Kate Barry, my Own Space

Quai de la Photo

Kate Barry (1967-2013) est un ovni ou plutôt une étoile filante de la photographie, l’appareil-photo lui tombe dans les mains et ne la quitte plus, elle a presque trente ans. Une carrière tardive et pourtant on aurait pu croire le contraire, avec une telle famille sous les projecteurs, fille de John Barry, compositeur des bandes musicales de Out of Africa et de James Bond et de Jane Birkin, l’anglaise préférée des français, mitraillée par les objectifs, je pourrais continuer avec le beau-père, les soeurs que je ne citerai pas. Elle a choisi elle, d’être derrière la camera et d’être celle qui capture les images.

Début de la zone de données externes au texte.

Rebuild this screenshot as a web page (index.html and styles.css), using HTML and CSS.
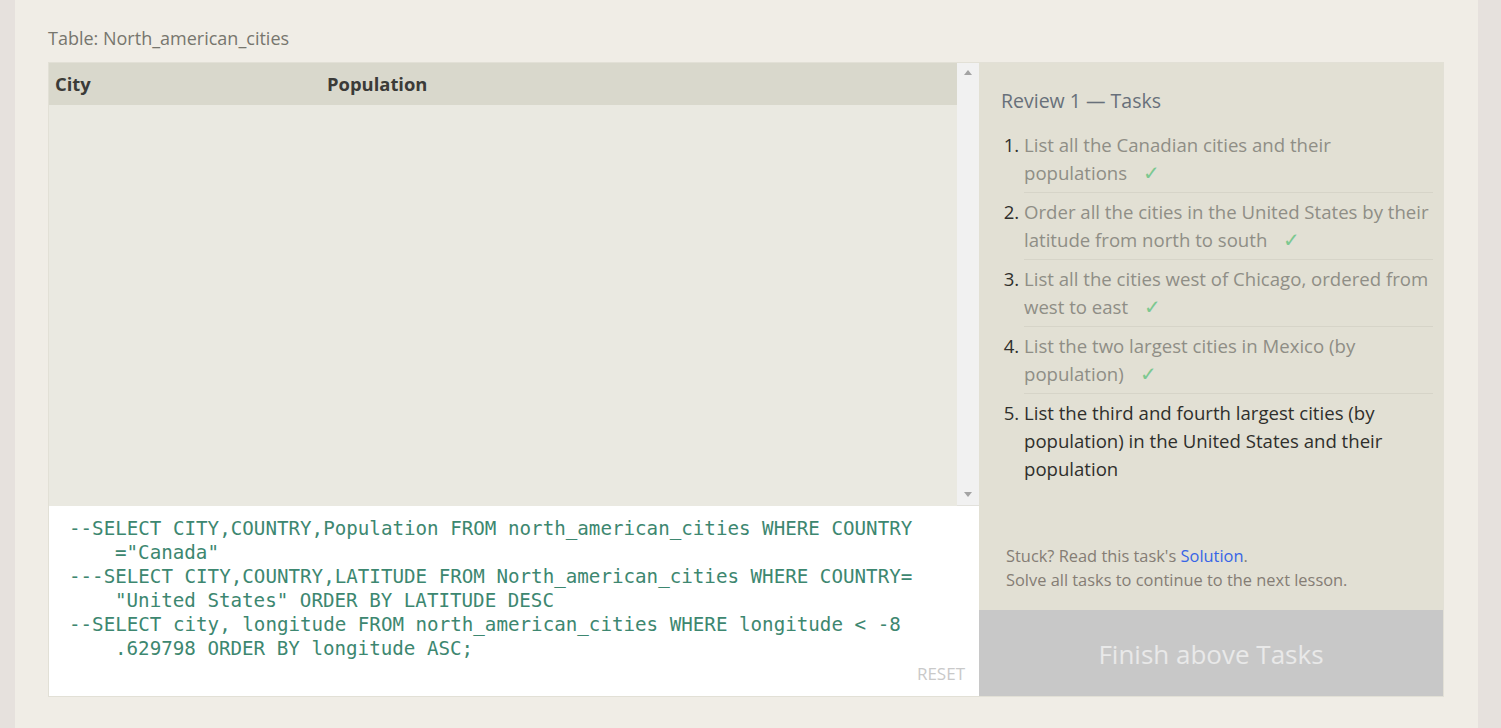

A gauche : Kate Barry – Autoportrait [pour Elle] 2001 – Impression numérique © Kate Barry

Le titre de l’exposition reprend celui du livre du commissaire de l’exposition, Sylvain Besson, paru aux éditions de La Martinière.

 « La photo n’a pas été une évidence. Loin de là. C’est un amoureux quand j’avais 16 ans qui m’a donné mon premier appareil photo. Et c’est encore un amoureux qui m’a donné un appareil photo bien plus tard, à 28 ans. C’était un plaisir que je ne voyais pas. Je me suis fait plaisir plus tard, quand cette notion a pris de l’importance, quand il a fallu construire à nouveau. J’ai pu créer mon espace, un espace à moi. » 

Kate Barry, entretien avec Léo Scheer (2005)
Quai de la Photo

Ce n’est qu’en 1995 qu’elle se lance, après des études de styliste, une marque de vêtements qu’elle crée, durée très limitée, 1 an et enfin cet appareil photo qui s’accroche à elle et qu’elle ne quittera plus. Des débuts en faisant des portraits de ses proches Jane Birkin et France Gall, pour qui elle crée une pochette de disque, puis ses soeurs Charlotte Gainsbourg et Lou Doillon en Bretagne dans la maison de sa mère aux bords des abers. Une succession de commandes pour la mode suit, elle a cette idée très précise de ce qu’elle entend par photo de mode, exit les décors et accessoires préparés par les directeurs artistiques et rédacteurs en chef, de sa voiture, elle sort des objets, ustensiles incongrus. Toujours cette oppression qui pèse sur ses modèles avec des séances de pose très longues, épuisantes, elle leur impose des postures insolites, contraintes, l’équilibre souvent fragile, Benjamin Biolay se retrouve sous un fauteuil, Jane Birkin en équilibre sur des chaises… chaque détail de ses mises en scène est ciselé avec une précision d’orfèvre. Ombre et lumière dessinent cette vérité furtive orchestrée par la photographe Kate Barry.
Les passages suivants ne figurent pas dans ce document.